— Task description —
Check each line of the material below for "that". Report how many have it, with no other words.

_ _ _ _

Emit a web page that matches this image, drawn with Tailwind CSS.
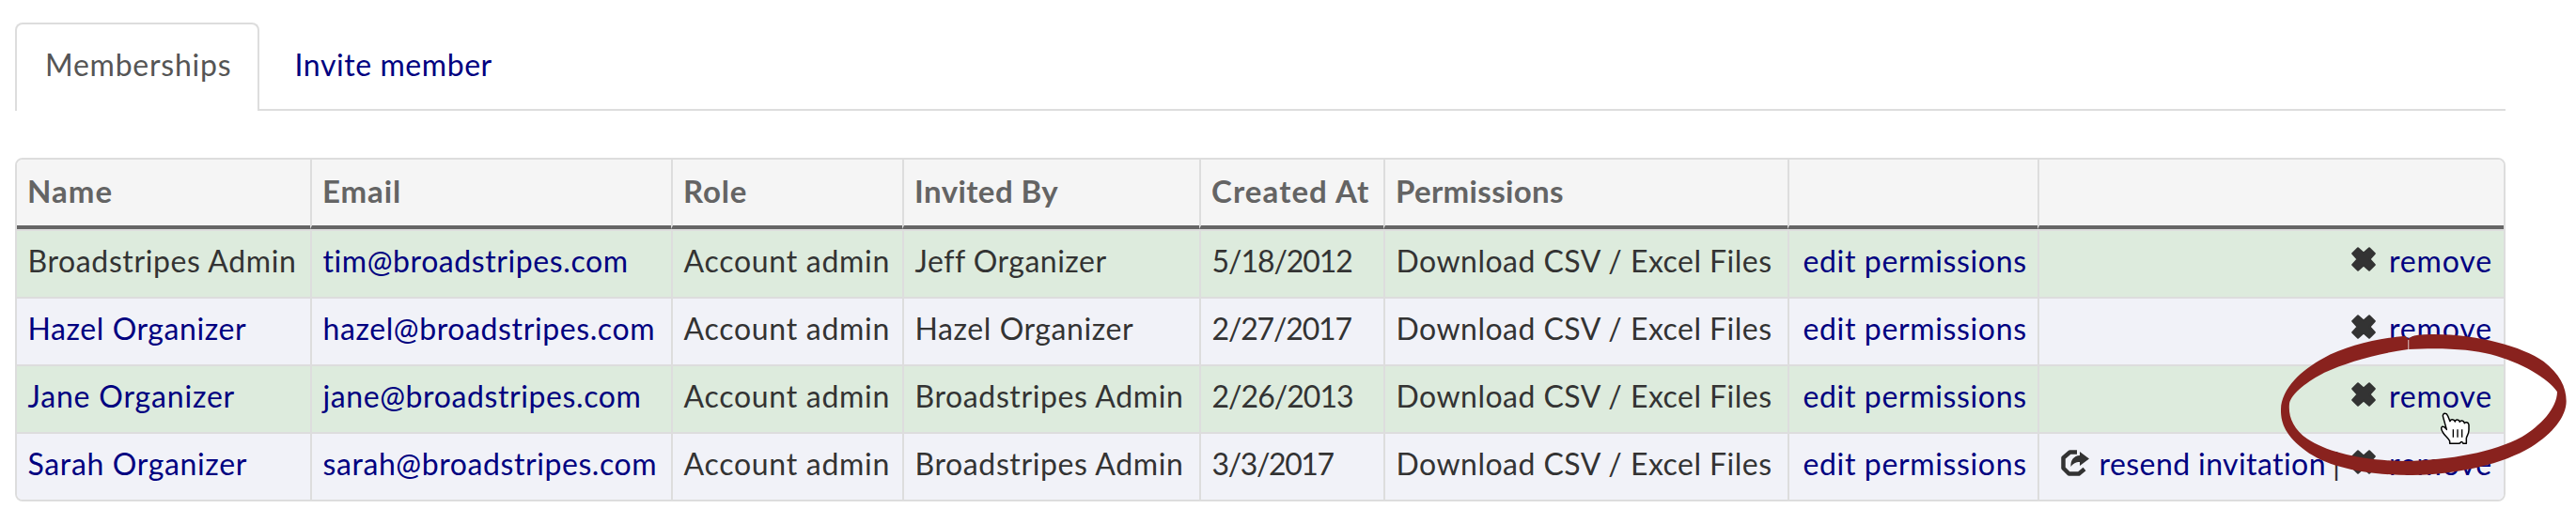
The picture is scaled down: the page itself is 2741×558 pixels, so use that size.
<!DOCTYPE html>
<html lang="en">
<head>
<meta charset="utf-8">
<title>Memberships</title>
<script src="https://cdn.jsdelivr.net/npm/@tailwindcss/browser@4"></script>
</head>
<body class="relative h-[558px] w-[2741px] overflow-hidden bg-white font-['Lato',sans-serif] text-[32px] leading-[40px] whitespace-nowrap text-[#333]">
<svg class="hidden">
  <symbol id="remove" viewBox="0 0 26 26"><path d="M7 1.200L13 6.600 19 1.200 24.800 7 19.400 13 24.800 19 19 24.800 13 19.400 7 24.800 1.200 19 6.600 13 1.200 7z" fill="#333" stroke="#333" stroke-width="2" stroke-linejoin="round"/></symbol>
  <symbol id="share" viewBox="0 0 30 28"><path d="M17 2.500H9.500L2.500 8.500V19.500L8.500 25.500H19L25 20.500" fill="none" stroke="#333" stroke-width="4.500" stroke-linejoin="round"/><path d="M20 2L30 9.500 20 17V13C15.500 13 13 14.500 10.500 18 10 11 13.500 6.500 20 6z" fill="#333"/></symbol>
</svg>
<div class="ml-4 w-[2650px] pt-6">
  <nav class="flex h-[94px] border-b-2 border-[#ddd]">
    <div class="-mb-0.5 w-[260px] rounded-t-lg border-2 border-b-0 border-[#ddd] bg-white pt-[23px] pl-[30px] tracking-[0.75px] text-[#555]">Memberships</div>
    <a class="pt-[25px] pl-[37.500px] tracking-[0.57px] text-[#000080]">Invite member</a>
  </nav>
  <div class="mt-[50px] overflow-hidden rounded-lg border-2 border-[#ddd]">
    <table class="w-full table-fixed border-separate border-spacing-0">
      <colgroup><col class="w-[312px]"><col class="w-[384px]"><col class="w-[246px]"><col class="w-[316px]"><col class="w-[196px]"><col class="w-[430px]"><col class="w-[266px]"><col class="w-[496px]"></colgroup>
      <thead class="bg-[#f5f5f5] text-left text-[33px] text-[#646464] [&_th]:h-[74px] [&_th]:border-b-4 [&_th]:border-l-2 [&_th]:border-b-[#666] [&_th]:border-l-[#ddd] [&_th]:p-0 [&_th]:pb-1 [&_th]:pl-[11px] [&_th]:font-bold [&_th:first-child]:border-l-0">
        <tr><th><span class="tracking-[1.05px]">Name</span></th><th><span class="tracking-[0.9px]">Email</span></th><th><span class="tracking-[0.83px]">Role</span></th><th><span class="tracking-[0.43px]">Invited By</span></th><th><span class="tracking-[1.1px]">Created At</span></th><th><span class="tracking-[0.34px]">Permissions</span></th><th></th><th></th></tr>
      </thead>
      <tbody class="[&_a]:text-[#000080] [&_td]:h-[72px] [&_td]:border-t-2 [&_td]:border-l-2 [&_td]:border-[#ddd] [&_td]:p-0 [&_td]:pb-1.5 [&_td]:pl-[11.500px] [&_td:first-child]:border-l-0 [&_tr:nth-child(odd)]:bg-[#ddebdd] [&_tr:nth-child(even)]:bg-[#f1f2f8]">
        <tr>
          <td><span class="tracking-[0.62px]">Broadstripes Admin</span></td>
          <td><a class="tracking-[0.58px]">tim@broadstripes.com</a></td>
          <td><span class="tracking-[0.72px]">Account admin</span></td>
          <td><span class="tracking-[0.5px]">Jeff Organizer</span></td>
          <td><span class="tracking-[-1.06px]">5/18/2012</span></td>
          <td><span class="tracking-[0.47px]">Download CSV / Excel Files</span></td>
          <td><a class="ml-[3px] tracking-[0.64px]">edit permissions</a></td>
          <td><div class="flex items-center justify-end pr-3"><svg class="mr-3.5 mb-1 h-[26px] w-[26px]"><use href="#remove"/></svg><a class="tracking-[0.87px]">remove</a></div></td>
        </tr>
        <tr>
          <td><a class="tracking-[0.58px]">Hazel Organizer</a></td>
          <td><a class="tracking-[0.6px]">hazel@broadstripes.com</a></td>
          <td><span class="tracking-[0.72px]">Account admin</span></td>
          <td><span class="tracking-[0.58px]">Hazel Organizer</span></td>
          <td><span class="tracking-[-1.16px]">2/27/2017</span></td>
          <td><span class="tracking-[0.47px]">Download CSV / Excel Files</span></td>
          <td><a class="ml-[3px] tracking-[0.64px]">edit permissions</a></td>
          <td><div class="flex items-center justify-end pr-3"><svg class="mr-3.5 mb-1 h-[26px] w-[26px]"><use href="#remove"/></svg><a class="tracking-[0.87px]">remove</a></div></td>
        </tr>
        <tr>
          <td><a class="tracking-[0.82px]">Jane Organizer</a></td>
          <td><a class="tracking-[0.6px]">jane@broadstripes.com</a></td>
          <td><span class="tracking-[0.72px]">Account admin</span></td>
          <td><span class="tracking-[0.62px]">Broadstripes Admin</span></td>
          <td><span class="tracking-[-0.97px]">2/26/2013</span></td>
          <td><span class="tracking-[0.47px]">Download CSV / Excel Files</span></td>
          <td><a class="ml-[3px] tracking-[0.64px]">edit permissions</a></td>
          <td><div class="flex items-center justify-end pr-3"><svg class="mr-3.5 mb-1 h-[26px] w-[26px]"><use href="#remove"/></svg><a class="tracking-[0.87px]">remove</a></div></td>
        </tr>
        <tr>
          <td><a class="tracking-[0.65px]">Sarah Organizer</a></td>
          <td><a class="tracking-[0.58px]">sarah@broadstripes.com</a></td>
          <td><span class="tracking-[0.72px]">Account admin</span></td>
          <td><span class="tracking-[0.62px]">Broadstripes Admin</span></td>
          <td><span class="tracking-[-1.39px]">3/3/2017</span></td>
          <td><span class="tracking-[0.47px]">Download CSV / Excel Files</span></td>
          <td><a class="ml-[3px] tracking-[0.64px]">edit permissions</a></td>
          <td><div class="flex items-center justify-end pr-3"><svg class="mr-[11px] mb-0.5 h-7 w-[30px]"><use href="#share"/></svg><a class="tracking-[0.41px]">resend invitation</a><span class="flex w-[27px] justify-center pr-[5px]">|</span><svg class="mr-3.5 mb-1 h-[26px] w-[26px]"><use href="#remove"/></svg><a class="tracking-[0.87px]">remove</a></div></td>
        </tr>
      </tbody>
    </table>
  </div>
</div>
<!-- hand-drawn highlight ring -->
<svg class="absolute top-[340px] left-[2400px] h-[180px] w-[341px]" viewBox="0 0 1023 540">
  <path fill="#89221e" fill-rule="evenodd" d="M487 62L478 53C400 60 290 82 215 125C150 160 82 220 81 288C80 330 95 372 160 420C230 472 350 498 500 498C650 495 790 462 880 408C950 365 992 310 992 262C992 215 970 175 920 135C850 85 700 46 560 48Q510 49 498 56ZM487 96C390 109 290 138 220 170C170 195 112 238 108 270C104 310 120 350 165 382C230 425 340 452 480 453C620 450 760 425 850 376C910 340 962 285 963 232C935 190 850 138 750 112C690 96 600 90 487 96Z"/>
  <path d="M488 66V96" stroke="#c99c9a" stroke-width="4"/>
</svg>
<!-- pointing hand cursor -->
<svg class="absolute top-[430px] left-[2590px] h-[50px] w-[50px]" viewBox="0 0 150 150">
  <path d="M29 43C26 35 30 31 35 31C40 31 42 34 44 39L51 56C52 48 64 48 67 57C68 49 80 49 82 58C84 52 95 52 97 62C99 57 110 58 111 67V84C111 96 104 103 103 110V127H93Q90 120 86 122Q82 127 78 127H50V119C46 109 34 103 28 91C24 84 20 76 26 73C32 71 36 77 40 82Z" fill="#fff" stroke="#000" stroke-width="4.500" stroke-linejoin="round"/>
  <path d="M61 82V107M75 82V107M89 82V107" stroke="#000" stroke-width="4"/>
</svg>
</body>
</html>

_ _ _ _

— Solved exercise —
2